My part of this job was to hold up the bottom fence wire so Sean could back the mower under it and cut the grass. I could do this because Hi-tensile wire stretches, then when released, springs back to its original shape. So, I was holding up the wire, he backed under it and cut the grass, then pulled the tractor ahead to position the mower for the next cut. As he pulled ahead, the tread of the tractor tire caught the wire and the wire stretched further and further and the tension grew.

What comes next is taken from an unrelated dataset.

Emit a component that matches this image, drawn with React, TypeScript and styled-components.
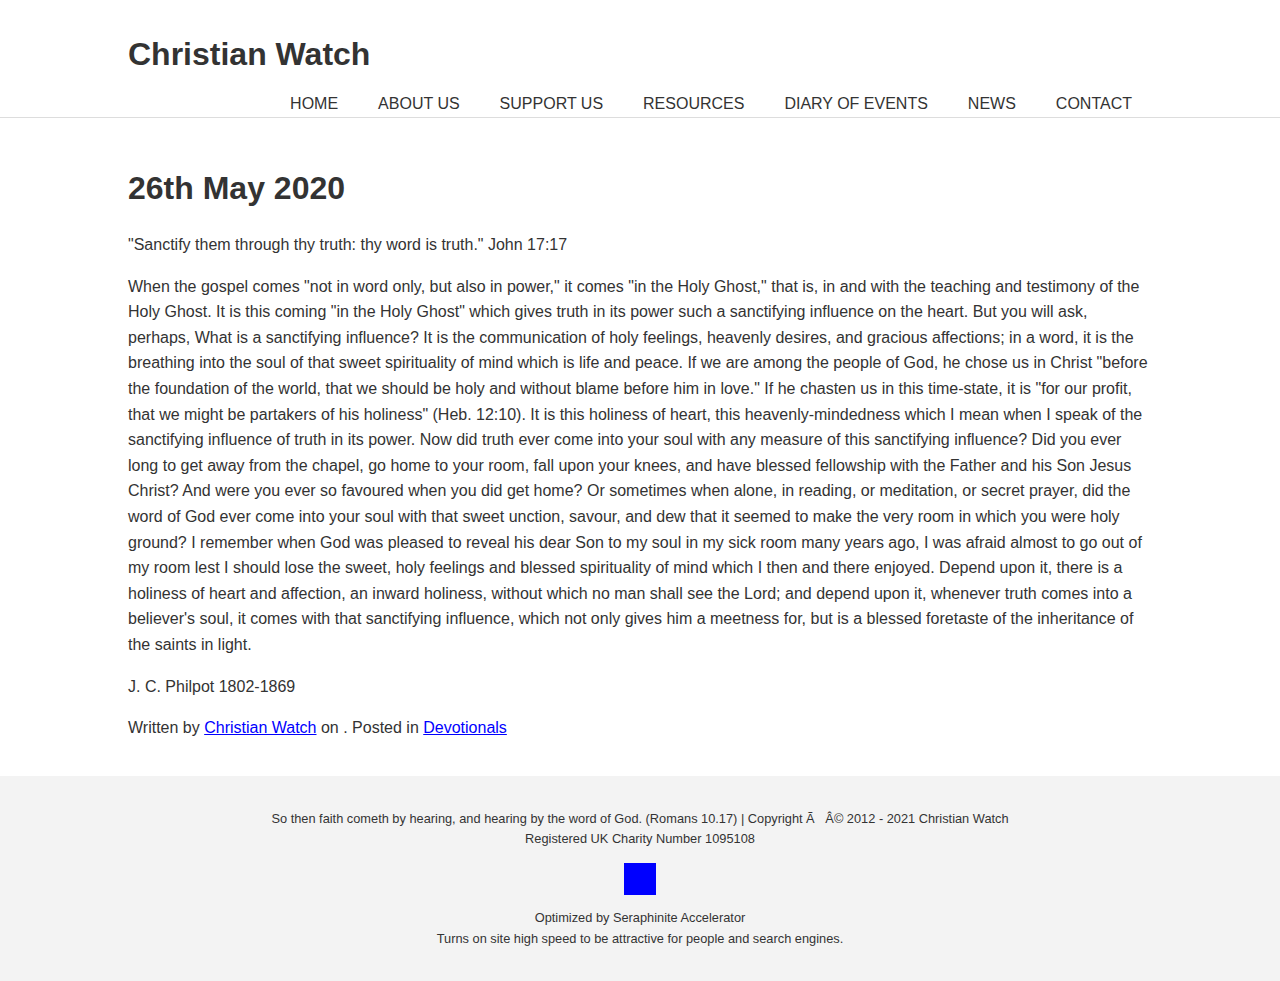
import React from "react";
import styled, { createGlobalStyle } from "styled-components";

const GlobalStyle = createGlobalStyle`
  html, body { margin: 0; padding: 0; background: #fff; }
  body {
    font-family: "Liberation Sans", Arial, Helvetica, sans-serif;
    color: #333;
    font-size: 16px;
  }
`;

const Header = styled.header`
  border-bottom: 1px solid #ddd;
`;

const HeaderInner = styled.div`
  width: 1024px;
  margin: 0 auto;
  padding-top: 36px;
  display: flex;
  flex-direction: column;
`;

const SiteTitle = styled.h1`
  margin: 0;
  font-size: 32px;
  line-height: 37px;
  font-weight: 700;
  color: #333;
`;

const Nav = styled.nav`
  margin-top: 21px;
  display: flex;
  justify-content: flex-end;
  padding-bottom: 3px;
`;

const NavItem = styled.a`
  padding: 0 20px;
  font-size: 16px;
  line-height: 20px;
  color: #333;
  text-decoration: none;
  text-transform: uppercase;
`;

const Main = styled.main`
  width: 1024px;
  margin: 0 auto;
  padding-top: 52px;
  padding-bottom: 19px;
`;

const PostTitle = styled.h2`
  margin: 0 0 25px;
  font-size: 32px;
  line-height: 37px;
  font-weight: 700;
  color: #333;
`;

const Para = styled.p`
  margin: 0 0 16px;
  font-size: 16px;
  line-height: 25.6px;
  color: #333;
`;

const Link = styled.a`
  color: #00f;
  text-decoration: underline;
`;

const Footer = styled.footer`
  background: #f3f3f3;
  padding: 33px 0 33px;
  display: flex;
  flex-direction: column;
  align-items: center;
  text-align: center;
  font-size: 12.8px;
  color: #333;
`;

const FootLine = styled.div<{ $lh?: number }>`
  line-height: ${(p) => p.$lh ?? 20}px;
`;

const Badge = styled.div`
  width: 32px;
  height: 32px;
  background: #00f;
  margin: 14px 0 12px;
`;

const navItems = ["Home", "About Us", "Support Us", "Resources", "Diary of Events", "News", "Contact"];

export default function App() {
  return (
    <>
      <GlobalStyle />
      <Header>
        <HeaderInner>
          <SiteTitle>Christian Watch</SiteTitle>
          <Nav>
            {navItems.map((n) => (
              <NavItem key={n} href="#">{n}</NavItem>
            ))}
          </Nav>
        </HeaderInner>
      </Header>
      <Main>
        <PostTitle>26th May 2020</PostTitle>
        <Para>"Sanctify them through thy truth: thy word is truth." John 17:17</Para>
        <Para>
          When the gospel comes "not in word only, but also in power," it comes "in the Holy Ghost," that is, in and with the teaching and testimony of the Holy Ghost. It is this coming "in the Holy Ghost" which gives truth in its power such a sanctifying influence on the heart. But you will ask, perhaps, What is a sanctifying influence? It is the communication of holy feelings, heavenly desires, and gracious affections; in a word, it is the breathing into the soul of that sweet spirituality of mind which is life and peace. If we are among the people of God, he chose us in Christ "before the foundation of the world, that we should be holy and without blame before him in love." If he chasten us in this time-state, it is "for our profit, that we might be partakers of his holiness" (Heb. 12:10). It is this holiness of heart, this heavenly-mindedness which I mean when I speak of the sanctifying influence of truth in its power. Now did truth ever come into your soul with any measure of this sanctifying influence? Did you ever long to get away from the chapel, go home to your room, fall upon your knees, and have blessed fellowship with the Father and his Son Jesus Christ? And were you ever so favoured when you did get home? Or sometimes when alone, in reading, or meditation, or secret prayer, did the word of God ever come into your soul with that sweet unction, savour, and dew that it seemed to make the very room in which you were holy ground? I remember when God was pleased to reveal his dear Son to my soul in my sick room many years ago, I was afraid almost to go out of my room lest I should lose the sweet, holy feelings and blessed spirituality of mind which I then and there enjoyed. Depend upon it, there is a holiness of heart and affection, an inward holiness, without which no man shall see the Lord; and depend upon it, whenever truth comes into a believer's soul, it comes with that sanctifying influence, which not only gives him a meetness for, but is a blessed foretaste of the inheritance of the saints in light.
        </Para>
        <Para>J. C. Philpot 1802-1869</Para>
        <Para>
          Written by <Link href="#">Christian Watch</Link> on . Posted in <Link href="#">Devotionals</Link>
        </Para>
      </Main>
      <Footer>
        <FootLine>
          So then faith cometh by hearing, and hearing by the word of God. (Romans 10.17) | Copyright Ã{"\u00a0\u00a0\u00a0"}Â© 2012 - 2021 Christian Watch
        </FootLine>
        <FootLine>Registered UK Charity Number 1095108</FootLine>
        <Badge />
        <FootLine $lh={21}>Optimized by Seraphinite Accelerator</FootLine>
        <FootLine $lh={21}>Turns on site high speed to be attractive for people and search engines.</FootLine>
      </Footer>
    </>
  );
}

I was yelling at Sean, but of course he could not hear me over the tractor engine. I was terrified the wire would break and in springing back might hit Sean and do terrible damage. Of course, I had not had the sense to let go of the wire, and as Sean, who was still unaware of all this, began backing up to the next stretch of fence, the wire came off the tread where it had been caught and sprang back and caught my left hand between the little finger and the ring finger, cutting a huge gash between them.
The pain was terrible! I was jumping around and holding onto the wounded hand with my right hand, and blood was spurting all over. Sean had not seen any of this, but suddenly he saw me jumping around, saw the blood, stopped the tractor and came running to find out what had happened. We had to get to the house, but we were on the far side of the windbreak, and had to climb over the outer fence around it, and then its inner fence, to get to the house, which was a pretty difficult thing to do with the injured hand.

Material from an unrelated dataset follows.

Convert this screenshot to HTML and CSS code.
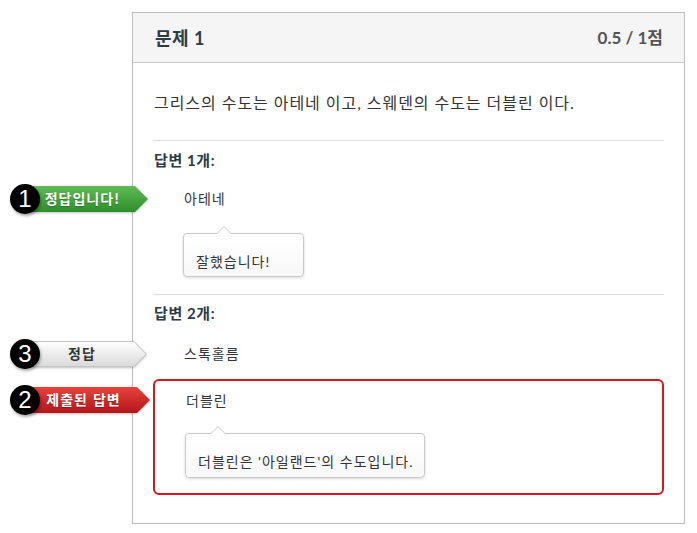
FILE: index.html
```html
<!DOCTYPE html>
<html lang="ko">
<head>
<meta charset="utf-8">
<title>문제 1</title>
<link rel="stylesheet" href="styles.css">
</head>
<body>
<section class="panel">
  <header class="panel-header">
    <h2 class="title">문제 1</h2>
    <span class="score">0.5 / 1점</span>
  </header>
  <div class="panel-body">
    <p class="question">그리스의 수도는 아테네 이고, 스웨덴의 수도는 더블린 이다.</p>

    <div class="group group-1">
      <h3 class="group-title">답변 1개:</h3>
      <div class="answer-row">
        <div class="badge">
          <span class="num">1</span>
          <span class="flag flag-green">
            <svg viewBox="0 0 118 26" preserveAspectRatio="none"><defs><linearGradient id="gg" x1="0" y1="0" x2="0" y2="1"><stop offset="0" stop-color="#5fbb55"/><stop offset="1" stop-color="#2f8e2c"/></linearGradient></defs><polygon points="0,0 105,0 118,13 105,26 0,26" fill="url(#gg)"/></svg>
            <span class="flag-text">정답입니다!</span>
          </span>
        </div>
        아테네
      </div>
      <div class="tip tip-1">잘했습니다!</div>
    </div>

    <div class="group group-2">
      <h3 class="group-title">답변 2개:</h3>
      <div class="answer-row answer-row-2">
        <div class="badge">
          <span class="num">3</span>
          <span class="flag flag-grey">
            <svg viewBox="0 0 117 26" preserveAspectRatio="none"><defs><linearGradient id="gw" x1="0" y1="0" x2="0" y2="1"><stop offset="0" stop-color="#ffffff"/><stop offset="1" stop-color="#dadada"/></linearGradient></defs><polygon points="0.5,0.5 104,0.5 116.3,13 104,25.5 0.5,25.5" fill="url(#gw)" stroke="#c4c4c4"/></svg>
            <span class="flag-text">정답</span>
          </span>
        </div>
        스톡홀름
      </div>
      <div class="selected">
        <div class="answer-row answer-row-sel">
          <div class="badge badge-sel">
            <span class="num">2</span>
            <span class="flag flag-red">
              <svg viewBox="0 0 120 26" preserveAspectRatio="none"><defs><linearGradient id="gr" x1="0" y1="0" x2="0" y2="1"><stop offset="0" stop-color="#e8423c"/><stop offset="1" stop-color="#b3161b"/></linearGradient></defs><polygon points="0,0 107,0 120,13 107,26 0,26" fill="url(#gr)"/></svg>
              <span class="flag-text">제출된 답변</span>
            </span>
          </div>
          더블린
        </div>
        <div class="tip tip-2">더블린은 '아일랜드'의 수도입니다.</div>
      </div>
    </div>
  </div>
</section>
</body>
</html>
```
FILE: styles.css
```css
body {
  margin: 0;
  background: #ffffff;
  font-family: Lato, "Noto Sans CJK KR", sans-serif;
  color: #333333;
}

.panel {
  margin: 12px 0 0 132px;
  width: 553px;
  box-sizing: border-box;
  border: 1px solid #bdbdbd;
}

.panel-header {
  height: 50px;
  box-sizing: border-box;
  background: #f5f5f5;
  border-bottom: 1px solid #c8c8c8;
  display: flex;
  align-items: center;
  justify-content: space-between;
  padding: 0 21px 0 22px;
}

.title {
  margin: 0;
  font-size: 18px;
  font-weight: 700;
  line-height: 24px;
  letter-spacing: 0.5px;
  color: #2d3b45;
}

.score {
  font-size: 17px;
  font-weight: 700;
  line-height: 24px;
  color: #555555;
}

.panel-body {
  padding: 0 20px 28px;
}

.question {
  margin: 0;
  padding: 28px 0 25px 1px;
  font-size: 16px;
  line-height: 24px;
  letter-spacing: 0.95px;
  border-bottom: 1px solid #dddddd;
}

.group-1 {
  padding: 9px 0 17px;
  border-bottom: 1px solid #dddddd;
}

.group-2 {
  padding-top: 8px;
}

.group-title {
  margin: 0;
  padding-left: 1px;
  font-size: 15px;
  font-weight: 700;
  line-height: 20px;
  letter-spacing: 0.6px;
  color: #2d3b45;
}

.answer-row {
  position: relative;
  margin-top: 19px;
  padding-left: 31px;
  font-size: 14px;
  line-height: 20px;
  letter-spacing: 1px;
  color: #333333;
}

.answer-row-2 {
  margin-top: 21px;
}

.answer-row-sel {
  margin-top: 0;
}

.selected {
  position: relative;
  margin-top: 15px;
  border: 2px solid #d9161c;
  border-radius: 6px;
  padding: 10px 0 15px;
}

/* badges */
.badge {
  position: absolute;
  top: -5px;
  left: -143px;
  display: flex;
  align-items: center;
  letter-spacing: 0;
}

.badge-sel {
  left: -145px;
  top: -6px;
}

.num {
  position: relative;
  z-index: 1;
  width: 30px;
  height: 30px;
  border-radius: 50%;
  background: #000000;
  color: #ffffff;
  font-family: "Liberation Sans", Arial, sans-serif;
  font-size: 24px;
  line-height: 30px;
  text-align: center;
  box-shadow: 1px 2px 3px rgba(0, 0, 0, 0.35);
}

.flag {
  position: relative;
  display: block;
  width: 118px;
  height: 26px;
  margin-left: -10px;
}

.flag-grey {
  width: 117px;
}

.flag-red {
  width: 120px;
}

.flag svg {
  position: absolute;
  left: 0;
  top: 0;
  width: 100%;
  height: 100%;
  filter: drop-shadow(0 1px 1px rgba(0, 0, 0, 0.25));
}

.flag-text {
  position: relative;
  display: block;
  padding-right: 13px;
  text-align: center;
  font-family: "Noto Sans CJK KR", sans-serif;
  font-size: 14px;
  font-weight: 700;
  line-height: 25px;
  letter-spacing: 1px;
  color: #ffffff;
  text-shadow: 0 1px 1px rgba(0, 0, 0, 0.25);
}

.flag-grey .flag-text {
  color: #333333;
  text-shadow: none;
}

/* tooltips */
.tip {
  position: relative;
  width: fit-content;
  min-width: 121px;
  box-sizing: border-box;
  margin: 24px 0 0 30px;
  padding: 18px 12px 4px;
  border: 1px solid #c9c9c9;
  border-radius: 4px;
  background: linear-gradient(#ffffff, #f8f8f8);
  box-shadow: 0 1px 3px rgba(0, 0, 0, 0.15);
  font-size: 14px;
  line-height: 20px;
  letter-spacing: 1px;
  color: #333333;
}

.tip-2 {
  margin-top: 22px;
  padding: 18px 10px 5px 12px;
}

.tip::before,
.tip::after {
  content: "";
  position: absolute;
  border-style: solid;
  border-color: transparent;
  border-top-width: 0;
}

.tip::before {
  top: -8px;
  left: 32px;
  border-width: 0 8px 8px;
  border-bottom-color: #c9c9c9;
}

.tip::after {
  top: -7px;
  left: 33px;
  border-width: 0 7px 7px;
  border-bottom-color: #ffffff;
}

.tip-2::before {
  left: 24px;
}

.tip-2::after {
  left: 25px;
}
```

When we got to the house we washed the hand under running water so we could see how much damage there was. We figured it needed stitches, but how could it be stitched when moving the fingers apart opened up the huge gash between them? We decided the best thing we could do was thoroughly disinfect the wound, then leaving the fingers closed together, bind up the whole hand in a huge bandage. That is what we did, and it worked!
I had to wear a bandage for a long while, but the wound slowly healed, and only left a very neat scar on both fingers. I had come perilously close to losing two fingers!